The “Going Back to The Meadows: A Tribute to Queens Hip Hop Legend LL Cool J” and “Performance at FMCP” by Banfield will be located at David Dinkins Circle near the boardwalk ramp entrance to the park from the 7 train at Willets Point.

Banfield describes it as “a sculptural sonic performance artwork that evokes the feeling of Flushing Meadows Corona Park as an event space, channeled through the sonic frequency and artistry of Queens hip-hop legend LL Cool J.”

Banfield’s recent exhibitions include sculptures for the Queens Central Library, Marine Air Terminal at LaGuardia Airport, Socrates Sculpture Park, and the Factory LIC Gallery.

“The Giving Tree” by Lee will be located on the lawn bounded by Herbert Hoover Promenade, United Nations Avenue North, and Avenue of the Americas.

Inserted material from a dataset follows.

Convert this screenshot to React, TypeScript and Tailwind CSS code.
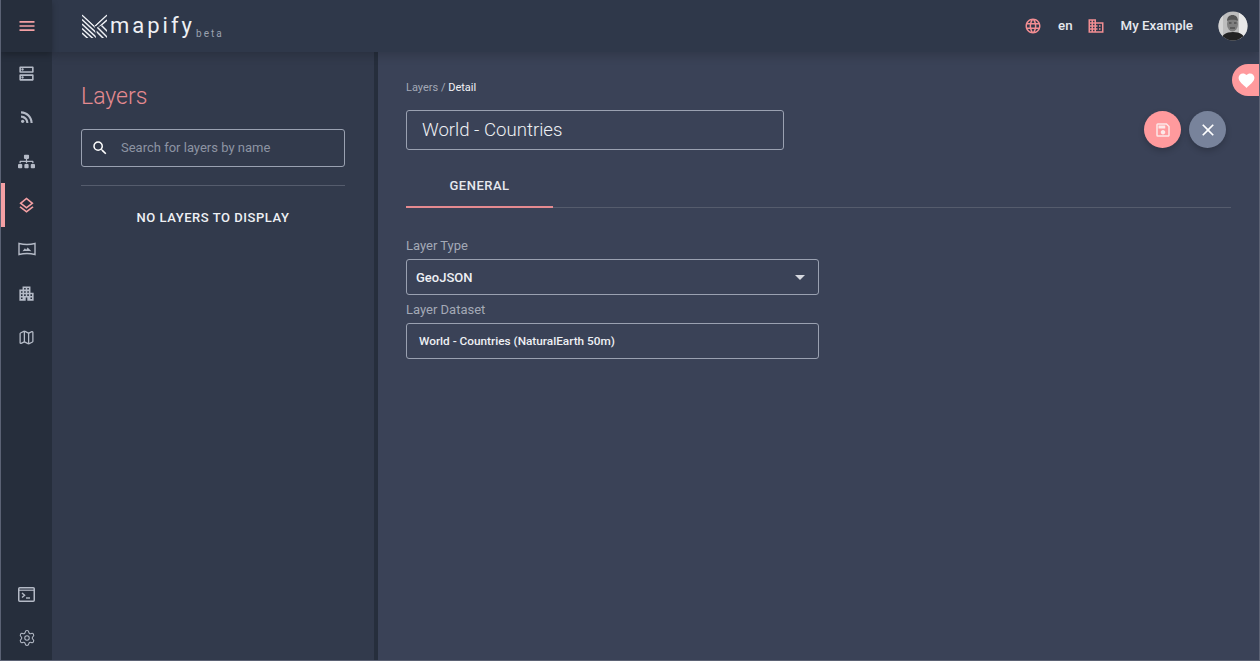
import React from 'react'
import { Map, Settings } from 'lucide-react'
import { FaSitemap } from 'react-icons/fa'
import {
  MdMenu,
  MdOutlineDns,
  MdRssFeed,
  MdOutlineLayers,
  MdApartment,
  MdLanguage,
  MdDomain,
  MdSearch,
  MdFavorite,
  MdOutlineSave,
  MdClose,
} from 'react-icons/md'

// left rail icons
function RailItem({ active, children }: { active?: boolean; children: React.ReactNode }) {
  return (
    <div className="relative flex h-11 w-full items-center justify-center">
      {active && <div className="absolute left-0 top-0 h-11 w-1 bg-[#f4a0a4]" />}
      {children}
    </div>
  )
}

function PanoramaIcon() {
  return (
    <svg width="18" height="14" viewBox="0 0 18 14" fill="none" stroke="#b4bac6" strokeWidth="1.400">
      <path d="M1 1.500c5.300 1.300 10.700 1.300 16 0v11c-5.300-1.300-10.700-1.300-16 0z" />
      <path d="M4.500 9.200l2.400-2.900 1.300 1.500 1.400-2.200 3.800 3.600c-3-.300-5.900-.300-8.900 0z" fill="#b4bac6" stroke="none" />
    </svg>
  )
}

function TerminalIcon() {
  return (
    <svg width="17" height="15" viewBox="0 0 17 15" fill="none" stroke="#b4bac6">
      <rect x="0.750" y="0.750" width="15.500" height="13.500" rx="1" strokeWidth="1.500" />
      <path d="M1 3.200h15" strokeWidth="1.200" />
      <path d="M4 6l2.600 2.300L4 10.600" strokeWidth="1.400" />
      <path d="M8 11h4" strokeWidth="1.400" />
    </svg>
  )
}

function Logo() {
  return (
    <svg width="25" height="24" viewBox="0 0 25 24" fill="none" stroke="#eef0f4" strokeWidth="1.500">
      <defs>
        <clipPath id="logo-left">
          <path d="M0 0L12.500 11.500L14 24H0z" />
        </clipPath>
        <clipPath id="logo-right-top">
          <path d="M25 0L12.500 11.500L15 13.500L25 9z" />
        </clipPath>
        <clipPath id="logo-right-bottom">
          <path d="M15 13.500L25 9V24H14z" />
        </clipPath>
      </defs>
      <g clipPath="url(#logo-left)">
        <path d="M0 1l15 14M0 5.500l15 14M0 10l15 14M0 14.500l11 10M0 19l6 5.500" />
      </g>
      <g clipPath="url(#logo-right-top)">
        <path d="M25 1L12 13M25 6L15 15" />
      </g>
      <g clipPath="url(#logo-right-bottom)">
        <path d="M14 12l12 12M14 17l8 8M19 11l7 7" />
      </g>
    </svg>
  )
}

function Avatar() {
  return (
    <svg width="30" height="30" viewBox="0 0 30 30">
      <defs>
        <clipPath id="avatar-clip">
          <circle cx="15" cy="15" r="14.500" />
        </clipPath>
      </defs>
      <g clipPath="url(#avatar-clip)">
        <rect width="30" height="30" fill="#bdbdbd" />
        <rect x="21" width="9" height="30" fill="#e8e8e8" />
        <rect width="5" height="30" fill="#d4d4d4" />
        <path d="M3 30c0-6 5-9 12-9s12 3 12 9z" fill="#232323" />
        <ellipse cx="14.500" cy="13" rx="5.500" ry="7.500" fill="#7f7f7f" />
        <path d="M9 10c0-4 2.500-6 5.500-6s5.500 2 5.500 6c-2-1.800-9-1.800-11 0z" fill="#555555" />
        <path d="M11 12h2.500M16 12h2.500M12 17h5" stroke="#3a3a3a" strokeWidth="1" />
      </g>
    </svg>
  )
}

function Field({ label, children }: { label: string; children: React.ReactNode }) {
  return (
    <div className="w-[413px]">
      <div className="mb-[6px] text-[13px] leading-[15px] text-[#a3a9b6]">{label}</div>
      {children}
    </div>
  )
}

export default function App() {
  return (
    <div className="flex h-[661px] w-[1260px] overflow-hidden border-x border-b border-[#5b6274] bg-[#3a4257] font-['Roboto',sans-serif]">
      {/* Rail */}
      <div className="z-20 flex h-full w-[51px] shrink-0 flex-col bg-[#262e3c]">
        <div className="flex h-[52px] items-center justify-center bg-[#262e3c] shadow-[0_3px_6px_rgba(0,0,0,0.25)]">
          <MdMenu size={20} color="#f4a0a4" />
        </div>
        <div className="-mt-px flex flex-1 flex-col">
          <RailItem><MdOutlineDns size={19} color="#b4bac6" /></RailItem>
          <RailItem><MdRssFeed size={18} color="#b4bac6" /></RailItem>
          <RailItem><FaSitemap size={17} color="#b4bac6" /></RailItem>
          <RailItem active><MdOutlineLayers size={19} color="#f4a0a4" /></RailItem>
          <RailItem><PanoramaIcon /></RailItem>
          <RailItem><MdApartment size={19} color="#b4bac6" /></RailItem>
          <RailItem><Map size={17} color="#b4bac6" strokeWidth={1.8} /></RailItem>
        </div>
        <div className="flex flex-col">
          <RailItem><TerminalIcon /></RailItem>
          <RailItem><Settings size={18} color="#b4bac6" strokeWidth={1.400} /></RailItem>
        </div>
      </div>

      <div className="flex min-w-0 flex-1 flex-col">
        {/* Header */}
        <header className="z-10 flex h-[52px] shrink-0 items-center bg-[#2f384a] pl-[30px] pr-[11px] shadow-[0_4px_9px_rgba(0,0,0,0.16)]">
          <Logo />
          <span className="ml-[3px] text-[22px] font-normal leading-none tracking-[3px] text-[#eef0f4]">mapify</span>
          <span className="ml-[1px] mt-[16px] text-[10px] leading-none tracking-[2px] text-[#9ba2b0]">beta</span>
          <div className="ml-auto flex items-center">
            <MdLanguage size={18} color="#f28d92" />
            <span className="ml-[16px] text-[13.300px] font-medium text-[#e6e8ee]">en</span>
            <MdDomain size={18} color="#f28d92" className="ml-[14px]" />
            <span className="ml-[16px] text-[13.300px] font-medium text-[#e6e8ee]">My Example</span>
            <div className="ml-[25px]"><Avatar /></div>
          </div>
        </header>

        <div className="flex min-h-0 flex-1">
          {/* Layers panel */}
          <aside className="w-[322px] shrink-0 bg-[#323a4c] px-[29px] pt-[31px]">
            <h2 className="text-[23px] font-light leading-[28px] text-[#e58a90]">Layers</h2>
            <div className="mt-[18px] flex h-[38px] items-center rounded-[3px] border border-[#9aa1b1] px-[9px]">
              <MdSearch size={18} color="#ffffff" />
              <span className="ml-[12px] text-[13px] text-[#8d94a3]">Search for layers by name</span>
            </div>
            <div className="mt-[18px] border-t border-[#555c6d]" />
            <div className="mt-[24px] text-center text-[13px] font-medium leading-[15px] tracking-[0.55px] text-[#eef0f4]">NO LAYERS TO DISPLAY</div>
          </aside>
          <div className="w-1 shrink-0 bg-[#262e3c]" />

          {/* Detail */}
          <main className="relative min-w-0 flex-1 pl-[28px] pr-[28px] pt-[29px]">
            <div className="text-[11px] leading-[14px] text-[#a3a9b6]">Layers / <span className="text-[#f2f3f6]">Detail</span></div>
            <div className="mt-[15px] flex h-10 w-[378px] items-center rounded-[3px] border border-[#9aa1b1] px-[15px] pt-px text-[18.600px] font-light text-[#eef0f4]">World - Countries</div>
            <div className="mt-[15px] border-b border-[#555c6d]">
              <div className="-mb-px flex h-[43px] w-[147px] items-center justify-center border-b-2 border-[#e58a90] pt-px text-[13px] font-medium tracking-[0.5px] text-[#e6e8ee]">GENERAL</div>
            </div>
            <div className="mt-[30px] flex flex-col gap-[7px]">
              <Field label="Layer Type">
                <div className="flex h-[36px] items-center justify-between rounded-[3px] border border-[#9aa1b1] pl-[9px] pr-[13px] pt-px text-[13px] font-medium text-[#eef0f4]">
                  GeoJSON
                  <span className="h-0 w-0 border-x-[5px] border-t-[5px] border-x-transparent border-t-[#d5d8df]" />
                </div>
              </Field>
              <Field label="Layer Dataset">
                <div className="flex h-[36px] items-center rounded-[3px] border border-[#9aa1b1] pl-[12px] pt-px text-[11.800px] font-medium text-[#eef0f4]">World - Countries (NaturalEarth 50m)</div>
              </Field>
            </div>

            {/* Actions */}
            <div className="absolute right-[33px] top-[59px] flex gap-[8px]">
              <button className="flex h-[37px] w-[37px] items-center justify-center rounded-full bg-[#ff9a9d] shadow-[0_3px_6px_rgba(0,0,0,0.2)]">
                <MdOutlineSave size={18} color="#fde8e8" />
              </button>
              <button className="flex h-[37px] w-[37px] items-center justify-center rounded-full bg-[#78839b] shadow-[0_3px_6px_rgba(0,0,0,0.2)]">
                <MdClose size={20} color="#ffffff" />
              </button>
            </div>
            <div className="absolute right-0 top-[12px] flex h-8 w-[27px] items-center justify-center rounded-l-2xl bg-[#ff9a9d] pl-[1px]">
              <MdFavorite size={19} color="#ffffff" />
            </div>
          </main>
        </div>
      </div>
    </div>
  )
}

Lee describes it as taking the form of a tree, “to bring awareness of the environmental concerns in the Queens community.”

The main structure will be made of recycled materials collected locally. The top of the sculpture will function as a wind turbine to power a charging station in the tree’s trunk.

Lee’s work was recently exhibited in The Immigrant Artists Biennial, at the Korean Embassy in Beijing, and the Phyllis Harriman Gallery.

“The grant is intended to help transform these selected sites into art destinations through a series of rotating exhibitions with supporting events and programs,” said Alliance for FMCP executive director Janice Melnick.